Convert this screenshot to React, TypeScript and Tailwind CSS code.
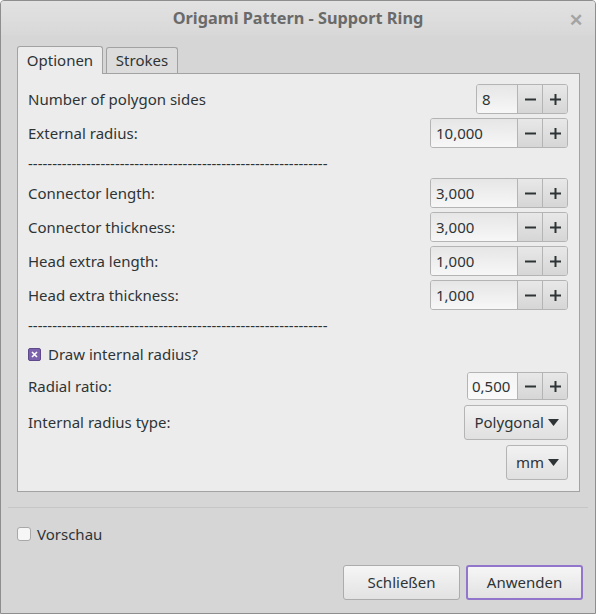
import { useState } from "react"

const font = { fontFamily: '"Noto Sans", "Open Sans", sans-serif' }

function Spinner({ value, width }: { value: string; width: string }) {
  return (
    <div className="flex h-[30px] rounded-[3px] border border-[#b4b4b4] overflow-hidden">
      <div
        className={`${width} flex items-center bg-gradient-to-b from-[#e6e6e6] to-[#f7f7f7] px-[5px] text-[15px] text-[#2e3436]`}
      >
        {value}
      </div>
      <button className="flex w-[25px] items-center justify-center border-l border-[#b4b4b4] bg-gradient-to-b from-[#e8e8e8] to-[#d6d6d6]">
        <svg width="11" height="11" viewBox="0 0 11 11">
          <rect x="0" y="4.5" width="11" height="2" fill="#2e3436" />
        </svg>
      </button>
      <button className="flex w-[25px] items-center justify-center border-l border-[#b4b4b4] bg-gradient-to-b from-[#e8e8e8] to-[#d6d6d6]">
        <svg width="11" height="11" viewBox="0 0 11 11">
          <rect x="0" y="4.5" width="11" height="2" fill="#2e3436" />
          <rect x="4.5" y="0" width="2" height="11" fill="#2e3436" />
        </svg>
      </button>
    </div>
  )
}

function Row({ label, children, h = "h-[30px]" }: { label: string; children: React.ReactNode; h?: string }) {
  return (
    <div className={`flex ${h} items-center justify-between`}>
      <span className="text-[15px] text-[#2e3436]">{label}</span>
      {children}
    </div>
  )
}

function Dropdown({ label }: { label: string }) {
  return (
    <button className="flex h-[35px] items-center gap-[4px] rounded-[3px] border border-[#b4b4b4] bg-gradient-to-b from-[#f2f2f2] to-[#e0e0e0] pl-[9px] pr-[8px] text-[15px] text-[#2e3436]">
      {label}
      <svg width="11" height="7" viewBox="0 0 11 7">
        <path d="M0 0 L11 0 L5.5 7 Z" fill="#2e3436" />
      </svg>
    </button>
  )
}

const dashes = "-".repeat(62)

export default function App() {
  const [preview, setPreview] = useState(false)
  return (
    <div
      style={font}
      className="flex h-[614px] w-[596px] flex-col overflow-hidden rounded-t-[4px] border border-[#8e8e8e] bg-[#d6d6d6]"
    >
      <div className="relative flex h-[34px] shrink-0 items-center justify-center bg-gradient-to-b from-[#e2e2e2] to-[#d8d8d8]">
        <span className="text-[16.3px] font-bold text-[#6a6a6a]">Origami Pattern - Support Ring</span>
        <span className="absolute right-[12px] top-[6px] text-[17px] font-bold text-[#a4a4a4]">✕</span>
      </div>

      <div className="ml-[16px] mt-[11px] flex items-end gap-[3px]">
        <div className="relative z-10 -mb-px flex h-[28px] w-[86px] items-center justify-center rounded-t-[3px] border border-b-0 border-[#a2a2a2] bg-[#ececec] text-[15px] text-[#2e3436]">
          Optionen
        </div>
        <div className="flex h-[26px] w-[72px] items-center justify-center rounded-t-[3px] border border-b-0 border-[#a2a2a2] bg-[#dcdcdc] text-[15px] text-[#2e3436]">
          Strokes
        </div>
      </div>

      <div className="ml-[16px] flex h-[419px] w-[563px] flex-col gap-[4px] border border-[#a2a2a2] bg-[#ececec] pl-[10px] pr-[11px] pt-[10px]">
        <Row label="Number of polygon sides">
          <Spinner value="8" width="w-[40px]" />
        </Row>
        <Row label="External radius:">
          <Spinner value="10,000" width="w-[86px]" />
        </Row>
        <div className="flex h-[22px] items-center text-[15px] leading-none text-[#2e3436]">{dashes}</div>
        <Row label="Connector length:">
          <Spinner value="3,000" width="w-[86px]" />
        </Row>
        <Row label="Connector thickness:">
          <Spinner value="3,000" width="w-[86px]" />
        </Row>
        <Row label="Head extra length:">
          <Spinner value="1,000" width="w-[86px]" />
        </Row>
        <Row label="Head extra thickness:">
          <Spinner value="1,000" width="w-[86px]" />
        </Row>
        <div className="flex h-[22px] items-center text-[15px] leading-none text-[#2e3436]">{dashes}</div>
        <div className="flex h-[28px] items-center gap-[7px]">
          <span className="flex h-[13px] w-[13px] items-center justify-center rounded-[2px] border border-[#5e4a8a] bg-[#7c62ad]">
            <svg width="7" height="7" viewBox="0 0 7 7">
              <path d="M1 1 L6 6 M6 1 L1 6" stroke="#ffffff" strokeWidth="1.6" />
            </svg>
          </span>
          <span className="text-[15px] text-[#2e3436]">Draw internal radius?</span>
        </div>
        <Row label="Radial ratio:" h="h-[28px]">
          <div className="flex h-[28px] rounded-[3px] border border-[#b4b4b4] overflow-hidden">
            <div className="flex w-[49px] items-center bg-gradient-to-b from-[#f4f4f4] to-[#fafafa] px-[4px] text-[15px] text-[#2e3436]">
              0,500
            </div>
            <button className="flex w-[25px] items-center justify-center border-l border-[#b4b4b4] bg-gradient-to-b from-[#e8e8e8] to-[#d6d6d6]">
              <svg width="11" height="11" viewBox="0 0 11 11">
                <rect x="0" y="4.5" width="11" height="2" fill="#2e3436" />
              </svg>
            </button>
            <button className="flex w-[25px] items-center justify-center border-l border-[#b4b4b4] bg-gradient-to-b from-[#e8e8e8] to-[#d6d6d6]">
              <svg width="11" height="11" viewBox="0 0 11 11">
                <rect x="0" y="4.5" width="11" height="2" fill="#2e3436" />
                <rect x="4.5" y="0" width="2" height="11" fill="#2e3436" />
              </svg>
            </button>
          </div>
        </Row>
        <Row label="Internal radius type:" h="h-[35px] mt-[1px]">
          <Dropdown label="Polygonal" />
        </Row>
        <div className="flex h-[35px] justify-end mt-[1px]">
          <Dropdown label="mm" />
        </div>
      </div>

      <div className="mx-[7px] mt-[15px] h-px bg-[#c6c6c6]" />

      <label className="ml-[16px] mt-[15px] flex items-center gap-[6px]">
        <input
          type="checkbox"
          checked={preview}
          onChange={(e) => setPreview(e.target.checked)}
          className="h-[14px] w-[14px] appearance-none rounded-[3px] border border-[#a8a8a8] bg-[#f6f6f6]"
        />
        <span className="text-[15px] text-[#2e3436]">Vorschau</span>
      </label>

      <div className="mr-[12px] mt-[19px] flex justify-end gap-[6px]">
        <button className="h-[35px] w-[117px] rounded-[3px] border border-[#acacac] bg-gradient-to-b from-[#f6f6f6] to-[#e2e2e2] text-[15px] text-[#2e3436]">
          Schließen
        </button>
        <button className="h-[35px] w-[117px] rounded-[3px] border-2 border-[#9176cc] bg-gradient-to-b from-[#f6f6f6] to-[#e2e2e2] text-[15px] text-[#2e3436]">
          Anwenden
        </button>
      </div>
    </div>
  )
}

* _TASK GOAL_:
Your task is to repeat the data above exactly while excluding the pictures.

* _FULL OUTPUT_:
Convert this screenshot to React, TypeScript and Tailwind CSS code.
import { useState } from "react"

const font = { fontFamily: '"Noto Sans", "Open Sans", sans-serif' }

function Spinner({ value, width }: { value: string; width: string }) {
  return (
    <div className="flex h-[30px] rounded-[3px] border border-[#b4b4b4] overflow-hidden">
      <div
        className={`${width} flex items-center bg-gradient-to-b from-[#e6e6e6] to-[#f7f7f7] px-[5px] text-[15px] text-[#2e3436]`}
      >
        {value}
      </div>
      <button className="flex w-[25px] items-center justify-center border-l border-[#b4b4b4] bg-gradient-to-b from-[#e8e8e8] to-[#d6d6d6]">
        <svg width="11" height="11" viewBox="0 0 11 11">
          <rect x="0" y="4.5" width="11" height="2" fill="#2e3436" />
        </svg>
      </button>
      <button className="flex w-[25px] items-center justify-center border-l border-[#b4b4b4] bg-gradient-to-b from-[#e8e8e8] to-[#d6d6d6]">
        <svg width="11" height="11" viewBox="0 0 11 11">
          <rect x="0" y="4.5" width="11" height="2" fill="#2e3436" />
          <rect x="4.5" y="0" width="2" height="11" fill="#2e3436" />
        </svg>
      </button>
    </div>
  )
}

function Row({ label, children, h = "h-[30px]" }: { label: string; children: React.ReactNode; h?: string }) {
  return (
    <div className={`flex ${h} items-center justify-between`}>
      <span className="text-[15px] text-[#2e3436]">{label}</span>
      {children}
    </div>
  )
}

function Dropdown({ label }: { label: string }) {
  return (
    <button className="flex h-[35px] items-center gap-[4px] rounded-[3px] border border-[#b4b4b4] bg-gradient-to-b from-[#f2f2f2] to-[#e0e0e0] pl-[9px] pr-[8px] text-[15px] text-[#2e3436]">
      {label}
      <svg width="11" height="7" viewBox="0 0 11 7">
        <path d="M0 0 L11 0 L5.5 7 Z" fill="#2e3436" />
      </svg>
    </button>
  )
}

const dashes = "-".repeat(62)

export default function App() {
  const [preview, setPreview] = useState(false)
  return (
    <div
      style={font}
      className="flex h-[614px] w-[596px] flex-col overflow-hidden rounded-t-[4px] border border-[#8e8e8e] bg-[#d6d6d6]"
    >
      <div className="relative flex h-[34px] shrink-0 items-center justify-center bg-gradient-to-b from-[#e2e2e2] to-[#d8d8d8]">
        <span className="text-[16.3px] font-bold text-[#6a6a6a]">Origami Pattern - Support Ring</span>
        <span className="absolute right-[12px] top-[6px] text-[17px] font-bold text-[#a4a4a4]">✕</span>
      </div>

      <div className="ml-[16px] mt-[11px] flex items-end gap-[3px]">
        <div className="relative z-10 -mb-px flex h-[28px] w-[86px] items-center justify-center rounded-t-[3px] border border-b-0 border-[#a2a2a2] bg-[#ececec] text-[15px] text-[#2e3436]">
          Optionen
        </div>
        <div className="flex h-[26px] w-[72px] items-center justify-center rounded-t-[3px] border border-b-0 border-[#a2a2a2] bg-[#dcdcdc] text-[15px] text-[#2e3436]">
          Strokes
        </div>
      </div>

      <div className="ml-[16px] flex h-[419px] w-[563px] flex-col gap-[4px] border border-[#a2a2a2] bg-[#ececec] pl-[10px] pr-[11px] pt-[10px]">
        <Row label="Number of polygon sides">
          <Spinner value="8" width="w-[40px]" />
        </Row>
        <Row label="External radius:">
          <Spinner value="10,000" width="w-[86px]" />
        </Row>
        <div className="flex h-[22px] items-center text-[15px] leading-none text-[#2e3436]">{dashes}</div>
        <Row label="Connector length:">
          <Spinner value="3,000" width="w-[86px]" />
        </Row>
        <Row label="Connector thickness:">
          <Spinner value="3,000" width="w-[86px]" />
        </Row>
        <Row label="Head extra length:">
          <Spinner value="1,000" width="w-[86px]" />
        </Row>
        <Row label="Head extra thickness:">
          <Spinner value="1,000" width="w-[86px]" />
        </Row>
        <div className="flex h-[22px] items-center text-[15px] leading-none text-[#2e3436]">{dashes}</div>
        <div className="flex h-[28px] items-center gap-[7px]">
          <span className="flex h-[13px] w-[13px] items-center justify-center rounded-[2px] border border-[#5e4a8a] bg-[#7c62ad]">
            <svg width="7" height="7" viewBox="0 0 7 7">
              <path d="M1 1 L6 6 M6 1 L1 6" stroke="#ffffff" strokeWidth="1.6" />
            </svg>
          </span>
          <span className="text-[15px] text-[#2e3436]">Draw internal radius?</span>
        </div>
        <Row label="Radial ratio:" h="h-[28px]">
          <div className="flex h-[28px] rounded-[3px] border border-[#b4b4b4] overflow-hidden">
            <div className="flex w-[49px] items-center bg-gradient-to-b from-[#f4f4f4] to-[#fafafa] px-[4px] text-[15px] text-[#2e3436]">
              0,500
            </div>
            <button className="flex w-[25px] items-center justify-center border-l border-[#b4b4b4] bg-gradient-to-b from-[#e8e8e8] to-[#d6d6d6]">
              <svg width="11" height="11" viewBox="0 0 11 11">
                <rect x="0" y="4.5" width="11" height="2" fill="#2e3436" />
              </svg>
            </button>
            <button className="flex w-[25px] items-center justify-center border-l border-[#b4b4b4] bg-gradient-to-b from-[#e8e8e8] to-[#d6d6d6]">
              <svg width="11" height="11" viewBox="0 0 11 11">
                <rect x="0" y="4.5" width="11" height="2" fill="#2e3436" />
                <rect x="4.5" y="0" width="2" height="11" fill="#2e3436" />
              </svg>
            </button>
          </div>
        </Row>
        <Row label="Internal radius type:" h="h-[35px] mt-[1px]">
          <Dropdown label="Polygonal" />
        </Row>
        <div className="flex h-[35px] justify-end mt-[1px]">
          <Dropdown label="mm" />
        </div>
      </div>

      <div className="mx-[7px] mt-[15px] h-px bg-[#c6c6c6]" />

      <label className="ml-[16px] mt-[15px] flex items-center gap-[6px]">
        <input
          type="checkbox"
          checked={preview}
          onChange={(e) => setPreview(e.target.checked)}
          className="h-[14px] w-[14px] appearance-none rounded-[3px] border border-[#a8a8a8] bg-[#f6f6f6]"
        />
        <span className="text-[15px] text-[#2e3436]">Vorschau</span>
      </label>

      <div className="mr-[12px] mt-[19px] flex justify-end gap-[6px]">
        <button className="h-[35px] w-[117px] rounded-[3px] border border-[#acacac] bg-gradient-to-b from-[#f6f6f6] to-[#e2e2e2] text-[15px] text-[#2e3436]">
          Schließen
        </button>
        <button className="h-[35px] w-[117px] rounded-[3px] border-2 border-[#9176cc] bg-gradient-to-b from-[#f6f6f6] to-[#e2e2e2] text-[15px] text-[#2e3436]">
          Anwenden
        </button>
      </div>
    </div>
  )
}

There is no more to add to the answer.